Mercury is a serious environmental problem in Massachusetts and throughout the country. Fish from many lakes and ponds across the northeast have mercury levels high enough to make them unsafe to eat. Even some salt water fish, like swordfish, have high levels of mercury. Exposure to mercury through skin contact, by eating contaminated fish or by breathing mercury fumes can cause serious health effects.

Mercury is poisonous to the nervous system, kidneys, liver and immune system.

There are several different types of mercury. Although some are more dangerous than others, all are toxic. Depending on the type and amount, exposures to mercury can damage the nervous system, brain, kidneys, liver and immune system. One form of mercury, methylmercury, is extremely poisonous and can damage the brain even at low levels of exposure. People may be exposed to this type of mercury by eating some types of fish. Elemental mercury, the silvery liquid found in some thermometers and switches, is most dangerous when inhaled and must be handled with care.

Children are most sensitive to mercury toxicity.

The developing brains and nervous systems of children are very sensitive to mercury and may be irreversibly damaged by it. Children can be exposed to methylmercury by eating certain types of fish. Breaking mercury-containing products such as thermometers used in homes and schools can also result in exposure to mercury.

Women who are pregnant or who may soon become pregnant should be particularly careful about mercury.
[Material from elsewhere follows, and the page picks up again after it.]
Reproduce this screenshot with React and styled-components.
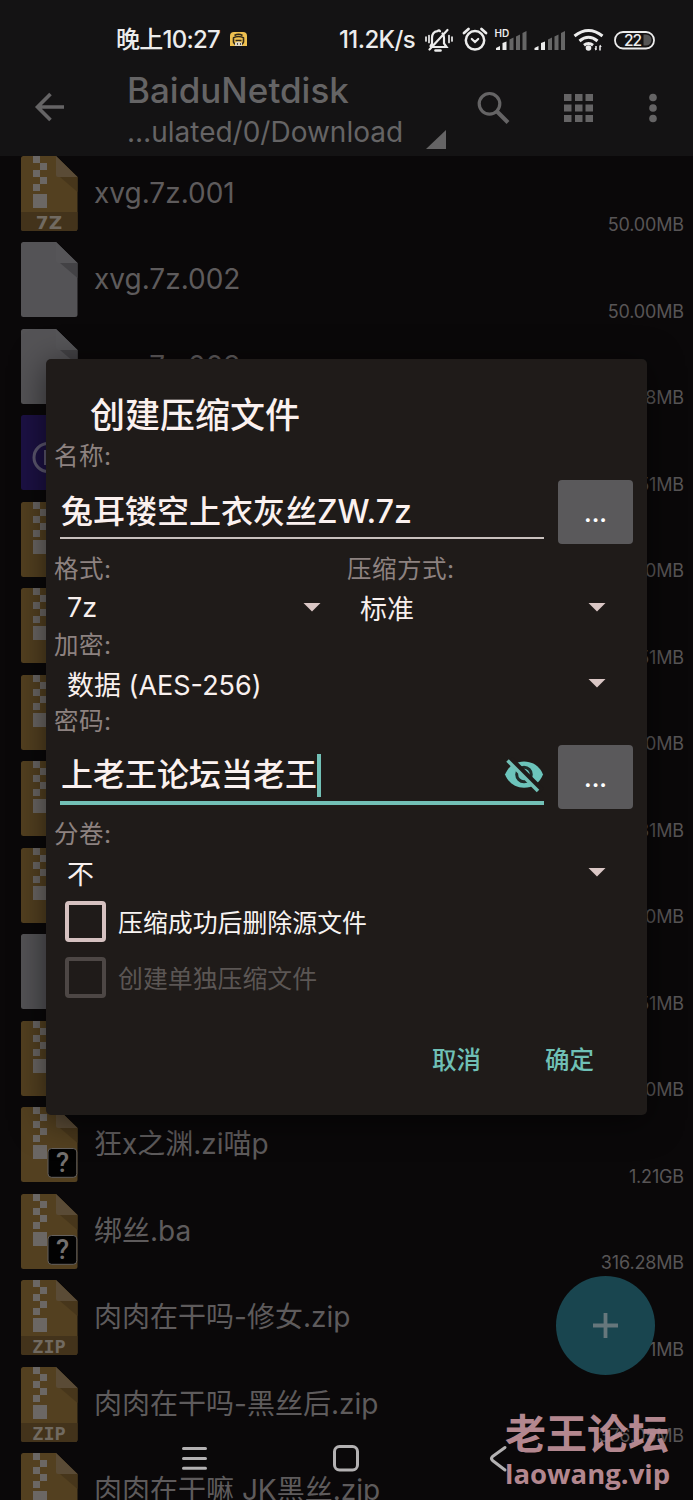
import React from "react";
import styled, { createGlobalStyle } from "styled-components";

const GlobalStyle = createGlobalStyle`
  * {
    box-sizing: border-box;
  }
  body {
    margin: 0;
    background: #0a0809;
    font-family: Inter, "Noto Sans CJK SC", sans-serif;
  }
`;

const Screen = styled.div`
  position: relative;
  display: flex;
  flex-direction: column;
  width: 693px;
  height: 1500px;
  overflow: hidden;
  background: #0a0809;
  svg {
    display: block;
    flex: none;
  }
`;

/* ---------- status bar ---------- */

const StatusBar = styled.div`
  display: flex;
  align-items: center;
  flex: none;
  height: 70px;
  padding: 10px 37px 0 116px;
  background: #141314;
  color: #ececec;
  font-size: 24px;
  line-height: 30px;
  font-weight: 500;
  white-space: nowrap;
`;
const Clock = styled.span`
  width: 114px;
  letter-spacing: -0.75px;
`;
const Speed = styled.span`
  width: 85px;
  margin-left: auto;
  letter-spacing: -0.6px;
`;

/* ---------- toolbar ---------- */

const Toolbar = styled.div`
  display: flex;
  flex: none;
  height: 86px;
  background: #141314;
  color: #656465;
  white-space: nowrap;
`;
const Back = styled.div`
  width: 127px;
  padding: 22px 0 0 34px;
`;
const Titles = styled.div`
  width: 291px;
`;
const Title = styled.div`
  height: 40px;
  font-size: 35px;
  line-height: 40px;
  font-weight: 500;
  letter-spacing: 0;
`;
const Path = styled.div`
  font-size: 28px;
  line-height: 44px;
  letter-spacing: 0;
`;
const Corner = styled.div`
  width: 20px;
  height: 19px;
  margin: 60px 0 0 8px;
  background: #656465;
  clip-path: polygon(100% 0, 100% 100%, 0 100%);
`;
const Tools = styled.div`
  display: flex;
  padding-top: 20px;
  margin-left: 31px;
`;

/* ---------- file list ---------- */

const List = styled.div`
  flex: 1;
  min-height: 0;
  overflow: hidden;
`;
const Row = styled.div`
  display: flex;
  height: 86.5px;
  padding: 0 9px 0 21px;
  &:first-child {
    margin-top: -0.5px;
  }
`;
const FileName = styled.div`
  flex: 1;
  margin-left: 16.5px;
  color: #5e5b5c;
  font-size: 28px;
  line-height: 75px;
  letter-spacing: ${(p) => p.$track || 0}px;
  white-space: nowrap;
`;
const FileSize = styled.div`
  align-self: flex-end;
  color: #585556;
  font-size: 18px;
  line-height: 34px;
  letter-spacing: -0.15px;
`;

/* ---------- dialog ---------- */

const Dialog = styled.div`
  position: absolute;
  left: 46px;
  top: 359px;
  display: flex;
  flex-direction: column;
  width: 601px;
  height: 756px;
  padding: 28px 14px 29px 8px;
  border-radius: 5px;
  background: #1f1b19;
  box-shadow: 0 6px 34px rgba(0, 0, 0, 0.55);
  white-space: nowrap;
`;
const DialogTitle = styled.div`
  padding-left: 36px;
  color: #fbf1ef;
  font-size: 35px;
  line-height: 56px;
  font-weight: 500;
`;
const Label = styled.div`
  height: 26px;
  color: #8d8280;
  font-size: 24.5px;
  line-height: 26px;
  letter-spacing: 0.5px;
`;
const Columns = styled.div`
  display: grid;
  grid-template-columns: 293px 1fr;
`;
const FieldRow = styled.div`
  display: flex;
  justify-content: space-between;
  height: 64px;
  margin: 11px 0 12px 6px;
`;
const Field = styled.div`
  display: flex;
  align-items: center;
  width: 484px;
  height: ${(p) => (p.$focused ? 60 : 59)}px;
  padding: ${(p) => (p.$focused ? "4px 0 0 1px" : "7px 0 0 1px")};
  border-bottom: ${(p) => (p.$focused ? "4px solid #72c0b6" : "2px solid #c9c1be")};
  color: #fbf1ef;
  font-size: 32px;
  line-height: 44px;
  font-weight: 500;
`;
const Caret = styled.span`
  width: 4px;
  height: 43px;
  margin-right: auto;
  background: #72c0b6;
`;
const MoreButton = styled.div`
  width: 75px;
  height: 64px;
  padding-top: 5px;
  border-radius: 4px;
  background: #5a595b;
  color: #fff;
  font-size: 24px;
  line-height: 58px;
  font-weight: 600;
  text-align: center;
`;
const Select = styled.div`
  display: flex;
  align-items: center;
  justify-content: space-between;
  height: 50px;
  padding: 0 ${(p) => p.$right || 27}px 0 13px;
  color: #f8f0ee;
  font-size: 27px;
  letter-spacing: ${(p) => p.$track || 0}px;
  &::after {
    content: "";
    width: 18px;
    height: 9px;
    background: #dac7c5;
    clip-path: polygon(0 0, 100% 0, 50% 100%);
  }
`;
const Checks = styled.div`
  display: grid;
  gap: 8px;
  padding-left: 11px;
`;
const Check = styled.div`
  display: flex;
  align-items: center;
  gap: 12px;
  height: 48px;
  color: ${(p) => (p.$disabled ? "#5b5654" : "#f8f4f2")};
  font-size: 24.9px;
  &::before {
    content: "";
    width: 33px;
    height: 33px;
    border: 4px solid ${(p) => (p.$disabled ? "#4d4745" : "#d5c1c0")};
    border-radius: 4px;
  }
`;
const Actions = styled.div`
  display: flex;
  justify-content: flex-end;
  gap: 64px;
  margin-top: auto;
  padding-right: 39px;
  color: #6fc0b6;
  font-size: 24.5px;
  line-height: 52px;
  font-weight: 500;
`;

/* ---------- things over the list ---------- */

const Fab = styled.div`
  position: absolute;
  left: 556px;
  top: 1276px;
  display: flex;
  align-items: center;
  justify-content: center;
  width: 99px;
  height: 99px;
  border-radius: 50%;
  background: #19454f;
`;
const NavBar = styled.div`
  position: absolute;
  left: 181px;
  top: 1444px;
`;
const Watermark = styled.div`
  position: absolute;
  left: 505px;
  top: 1409px;
  color: #be8f98;
  opacity: 0.94;
  font-weight: 700;
  white-space: nowrap;
`;
const MarkName = styled.div`
  font-size: 41px;
  line-height: 50px;
`;
const MarkSite = styled.div`
  font-family: "Open Sans", sans-serif;
  font-size: 27.5px;
  line-height: 30px;
`;

const cells = [
  [12, 0],
  [19, 7],
  [12, 14],
  [19, 21],
  [12, 28],
];

const FileIcon = ({ kind }) => {
  if (kind === "disc") {
    return (
      <svg width="56.5" height="75">
        <rect width="56.5" height="75" rx="2.5" fill="#1c1144" />
        <circle cx="27" cy="42.5" r="14" fill="none" stroke="#5d5870" strokeWidth="3" />
        <path d="M24.5 35v15" stroke="#5d5870" strokeWidth="3" />
      </svg>
    );
  }
  const blank = kind === "blank";
  const tag = kind === "7Z" || kind === "ZIP";
  return (
    <svg width="56.5" height="75">
      <path
        d="M2.5 0H35L56.5 21V72.5a2.5 2.5 0 0 1-2.5 2.5H2.5A2.5 2.5 0 0 1 0 72.5V2.5A2.5 2.5 0 0 1 2.5 0z"
        fill={blank ? "#545356" : "#534020"}
      />
      {tag && <path d="M0 56H56.5V72.5a2.5 2.5 0 0 1-2.5 2.5H2.5A2.5 2.5 0 0 1 0 72.5z" fill="#43331b" />}
      <path d="M39 21H56.5V36z" fill={blank ? "#434245" : "#47361b"} />
      <path d="M35 0L56.5 21H37a2 2 0 0 1-2-2z" fill={blank ? "#565558" : "#5a4b36"} />
      {!blank && (
        <g fill="#6b6764">
          {cells.map(([x, y]) => (
            <rect key={y} x={x} y={y} width="7" height="7" />
          ))}
          <rect x="12" y="38" width="14" height="14" />
        </g>
      )}
      {tag && (
        <text
          x="28"
          y="73"
          textAnchor="middle"
          fill="#716a61"
          fontFamily={kind === "ZIP" ? "DejaVu Sans Mono" : "DejaVu Sans"}
          fontSize="18.5"
          fontWeight="700"
        >
          {kind}
        </text>
      )}
      {kind === "unknown" && (
        <g>
          <rect x="27" y="41.5" width="28.8" height="28.8" rx="3.5" fill="#020202" stroke="#65615e" />
          <text x="41.5" y="65" textAnchor="middle" fill="#74706e" fontFamily="Roboto" fontSize="27" fontWeight="500">
            ?
          </text>
        </g>
      )}
    </svg>
  );
};

const files = [
  { kind: "7Z", name: "xvg.7z.001", size: "50.00MB" },
  { kind: "blank", name: "xvg.7z.002", size: "50.00MB" },
  { kind: "blank", name: "xvg.7z.003", size: "8MB" },
  { kind: "disc", size: "51MB" },
  { kind: "zip", size: "0MB" },
  { kind: "zip", size: "51MB" },
  { kind: "zip", size: "0MB" },
  { kind: "zip", size: "31MB" },
  { kind: "zip", size: "0MB" },
  { kind: "blank", size: "51MB" },
  { kind: "zip", size: "0MB" },
  { kind: "unknown", name: "狂x之渊.zi喵p", size: "1.21GB" },
  { kind: "unknown", name: "绑丝.ba", size: "316.28MB" },
  { kind: "ZIP", name: "肉肉在干吗-修女.zip", size: "1MB" },
  { kind: "ZIP", name: "肉肉在干吗-黑丝后.zip", size: "376.05MB" },
  { kind: "zip", name: "肉肉在干嘛 JK黑丝.zip" },
];

const AppBadge = () => (
  <svg width="17" height="16" viewBox="0 0 17 16">
    <path d="M4 0h9a4 4 0 0 1 4 4v10H0V4a4 4 0 0 1 4-4z" fill="#eec04f" />
    <path d="M4.5 3.5q4-2.5 8 0M3 6q5.500-3 11 0M3.500 6v4q1 3 5 3t5-3V6M5.500 8.500h6" fill="none" stroke="#30281a" strokeWidth="1.6" />
    <path d="M5 14v-3q3.500-3 7 0v3z" fill="#ddd6c4" />
    <path d="M7 12h1M10 12h1" stroke="#222" strokeWidth="1.300" />
  </svg>
);

const StatusIcons = () => (
  <svg width="232" height="28" viewBox="424 26 232 28">
    <g fill="none" stroke="#ececec" strokeWidth="2.2" strokeLinecap="round">
      <path d="M431.500 47h15l-2.500-3.500V38q0-3-1.500-4.500M440 31.200q-1-1.700-2.500 0Q432 32 432 38v5.500L430.500 46M429.500 49.500L447.500 30" />
      <path d="M426 37v4M429 35.500v7M449 35.500v7M452 37v4" strokeWidth="1.700" />
      <path d="M435.500 50.500h5" strokeWidth="2.600" />
      <circle cx="475" cy="40.300" r="9.200" strokeWidth="2.500" />
      <path d="M471.800 39l3.200 3 3.200-3" />
      <path d="M464 33l4.500-4M486 33l-4.500-4" strokeWidth="2.800" />
    </g>
    <text x="494.500" y="37" fill="#ececec" fontFamily="Inter" fontSize="10" fontWeight="600">
      HD
    </text>
    {[496, 534.5].map((x) => (
      <g key={x}>
        <path d={`M${x} 50v-2l4-2v4zM${x + 6.500} 50v-7l4-1.500v8.500z`} fill="#ececec" />
        <path
          d={`M${x + 13.500} 50v-10.500l4-2V50zM${x + 20} 50v-13.500l4-2V50zM${x + 26.500} 50V33l4-2v19z`}
          fill="#666"
        />
      </g>
    ))}
    <g fill="none" stroke="#ececec" strokeWidth="3">
      <path d="M574.500 36q14-11 28 0M579.500 41q9-7.500 18 0M584 45.200q4.500-3.500 9 0" />
    </g>
    <circle cx="588.500" cy="48" r="2.800" fill="#ececec" />
    <path d="M596 50v-4M600 45.500v5" stroke="#ececec" strokeWidth="1.500" />
    <path d="M594.500 48h1.500v3zM600 44.500l1.800 2.500H600z" fill="#ececec" />
    <path d="M643.500 34.500h2.500a5.500 5.500 0 0 1 0 11h-2.500z" fill="#555" />
    <rect x="615" y="32" width="39" height="16.500" rx="8" fill="none" stroke="#ececec" strokeWidth="1.800" />
    <text x="624" y="45.800" fill="#ececec" fontFamily="Inter" fontSize="15.500" fontWeight="500" letterSpacing="-1">
      22
    </text>
  </svg>
);

const ToolbarIcons = () => (
  <svg width="190" height="36" viewBox="478 89 190 36">
    <circle cx="490.500" cy="102.800" r="10.300" fill="none" stroke="#656465" strokeWidth="3.200" />
    <path d="M498 110.500l11 11" stroke="#656465" strokeWidth="4" />
    <g fill="#656465">
      {[93, 103.5, 114].map((y) =>
        [565, 576, 586.5].map((x) => <rect key={`${x}-${y}`} x={x} y={y} width="7.500" height="7" />)
      )}
      {[96.5, 107, 117.5].map((y) => (
        <circle key={y} cx="654" cy={y} r="3.800" />
      ))}
    </g>
  </svg>
);

const EyeOff = () => (
  <svg width="40" height="36" viewBox="503 758 40 36">
    <path
      d="M504 775.500C507.500 767 514.500 762.500 523 762.500S538.700 767 542 775.500C538.700 784 531.500 788.800 523 788.800S507.500 784 504 775.500z"
      fill="#6cc4bb"
    />
    <circle cx="523" cy="775.500" r="7.300" fill="#6cc4bb" stroke="#1f2b29" strokeWidth="3" />
    <path d="M509 760.500L540.500 792" stroke="#1f1b19" strokeWidth="7" />
    <path d="M506.500 761.500L537 792" stroke="#72c0b6" strokeWidth="3.500" />
  </svg>
);

export default function App() {
  return (
    <Screen>
      <GlobalStyle />
      <StatusBar>
        <Clock>晚上10:27</Clock>
        <AppBadge />
        <Speed>11.2K/s</Speed>
        <StatusIcons />
      </StatusBar>
      <Toolbar>
        <Back>
          <svg width="32" height="30" viewBox="0 0 32 30">
            <path d="M30 15H4M16.500 2L3.500 15l13 13" fill="none" stroke="#656465" strokeWidth="3.600" />
          </svg>
        </Back>
        <Titles>
          <Title>BaiduNetdisk</Title>
          <Path>…ulated/0/Download</Path>
        </Titles>
        <Corner />
        <Tools>
          <ToolbarIcons />
        </Tools>
      </Toolbar>

      <List>
        {files.map((file, i) => (
          <Row key={i}>
            <FileIcon kind={file.kind} />
            <FileName>{file.name}</FileName>
            <FileSize>{file.size}</FileSize>
          </Row>
        ))}
      </List>

      <Fab>
        <svg width="25" height="25">
          <path d="M12.500 0v25M0 12.500h25" stroke="#66777c" strokeWidth="3.800" />
        </svg>
      </Fab>

      <NavBar>
        <svg width="330" height="30" viewBox="181 1444 330 30">
          <g fill="none" stroke="#b3b1b2" strokeWidth="3" strokeLinecap="round" strokeLinejoin="round">
            <path d="M183.500 1448.500h22M183.500 1458.500h22M183.500 1468.300h22" />
            <rect x="334.500" y="1446.500" width="23" height="23.500" rx="5" />
            <path d="M505 1447.500l-12.500 9q-2 2 0 4l12.500 9.500" />
          </g>
        </svg>
      </NavBar>

      <Dialog>
        <DialogTitle>创建压缩文件</DialogTitle>
        <Label>名称:</Label>
        <FieldRow>
          <Field>兔耳镂空上衣灰丝ZW.7z</Field>
          <MoreButton>...</MoreButton>
        </FieldRow>
        <Columns>
          <div>
            <Label>格式:</Label>
            <Select $right={26}>7z</Select>
          </div>
          <div>
            <Label>压缩方式:</Label>
            <Select>标准</Select>
          </div>
        </Columns>
        <Label>加密:</Label>
        <Select>数据 (AES-256)</Select>
        <Label>密码:</Label>
        <FieldRow>
          <Field $focused>
            上老王论坛当老王
            <Caret />
            <EyeOff />
          </Field>
          <MoreButton>...</MoreButton>
        </FieldRow>
        <Label>分卷:</Label>
        <Select>不</Select>
        <Checks>
          <Check>压缩成功后删除源文件</Check>
          <Check $disabled>创建单独压缩文件</Check>
        </Checks>
        <Actions>
          <span>取消</span>
          <span>确定</span>
        </Actions>
      </Dialog>

      <Watermark>
        <MarkName>老王论坛</MarkName>
        <MarkSite>laowang.vip</MarkSite>
      </Watermark>
    </Screen>
  );
}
Children can be exposed to mercury in the womb if their mothers eat foods contaminated with this toxin. The National Academy of Science estimates that 60,000 children may be born each year in the United States with neurological problems due to exposure to mercury in the womb. The effects caused by this mercury exposure may be permanent and could lead to poor school performance and health problems.

Avoid mercury exposure.

Try to avoid purchasing products that contain mercury such as fever thermometers and thermostats. Handle any mercury containing products that you have with care. Follow state and national fish advisories.